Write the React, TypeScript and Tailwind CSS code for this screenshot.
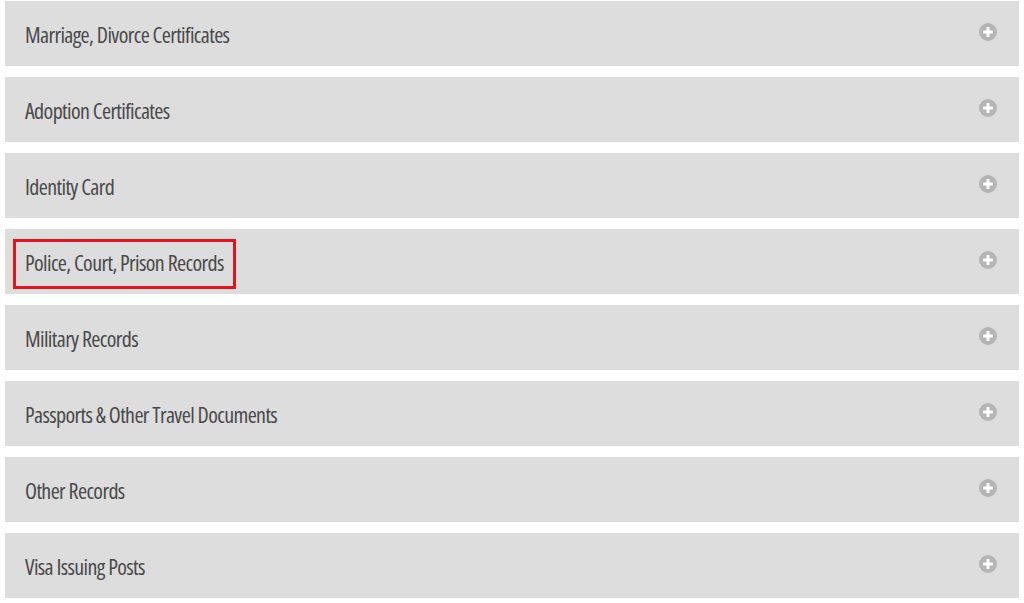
import React from 'react';

const items = [
  'Marriage, Divorce Certificates',
  'Adoption Certificates',
  'Identity Card',
  'Police, Court, Prison Records',
  'Military Records',
  'Passports & Other Travel Documents',
  'Other Records',
  'Visa Issuing Posts',
];

const PlusIcon: React.FC = () => (
  <svg width="18" height="18" viewBox="0 0 18 18" className="shrink-0 mb-[3px]">
    <circle cx="9" cy="9" r="9" fill="#b5b5b5" />
    <rect x="4" y="7.5" width="10" height="3" rx="0.5" fill="#ffffff" />
    <rect x="7.5" y="4" width="3" height="10" rx="0.5" fill="#ffffff" />
  </svg>
);

const App: React.FC = () => {
  return (
    <div className="w-[1024px] h-[603px] bg-white pt-[1px] px-[5px] flex flex-col gap-[11px]">
      {items.map((title, index) => (
        <div
          key={index}
          className="h-[65px] bg-[#dddddd] flex items-center justify-between pl-[20px] pr-[22px]"
        >
          <div className="relative">
            <span className="block leading-[30px] text-[22px] font-medium text-[#4a4a4a] tracking-[-0.62px] font-['Open_Sans',sans-serif] [font-stretch:75%]">
              {title}
            </span>
            {index === 3 && (
              <div className="absolute left-[-12px] right-[-12px] top-[-8px] bottom-[-12px] border-[3px] border-[#e3141f]" />
            )}
          </div>
          <PlusIcon />
        </div>
      ))}
    </div>
  );
};

export default App;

__OBJECTIVE__.
Copy the material above exactly and drop the pictures.

__EXPECTED ANSWER__.
Write the React, TypeScript and Tailwind CSS code for this screenshot.
import React from 'react';

const items = [
  'Marriage, Divorce Certificates',
  'Adoption Certificates',
  'Identity Card',
  'Police, Court, Prison Records',
  'Military Records',
  'Passports & Other Travel Documents',
  'Other Records',
  'Visa Issuing Posts',
];

const PlusIcon: React.FC = () => (
  <svg width="18" height="18" viewBox="0 0 18 18" className="shrink-0 mb-[3px]">
    <circle cx="9" cy="9" r="9" fill="#b5b5b5" />
    <rect x="4" y="7.5" width="10" height="3" rx="0.5" fill="#ffffff" />
    <rect x="7.5" y="4" width="3" height="10" rx="0.5" fill="#ffffff" />
  </svg>
);

const App: React.FC = () => {
  return (
    <div className="w-[1024px] h-[603px] bg-white pt-[1px] px-[5px] flex flex-col gap-[11px]">
      {items.map((title, index) => (
        <div
          key={index}
          className="h-[65px] bg-[#dddddd] flex items-center justify-between pl-[20px] pr-[22px]"
        >
          <div className="relative">
            <span className="block leading-[30px] text-[22px] font-medium text-[#4a4a4a] tracking-[-0.62px] font-['Open_Sans',sans-serif] [font-stretch:75%]">
              {title}
            </span>
            {index === 3 && (
              <div className="absolute left-[-12px] right-[-12px] top-[-8px] bottom-[-12px] border-[3px] border-[#e3141f]" />
            )}
          </div>
          <PlusIcon />
        </div>
      ))}
    </div>
  );
};

export default App;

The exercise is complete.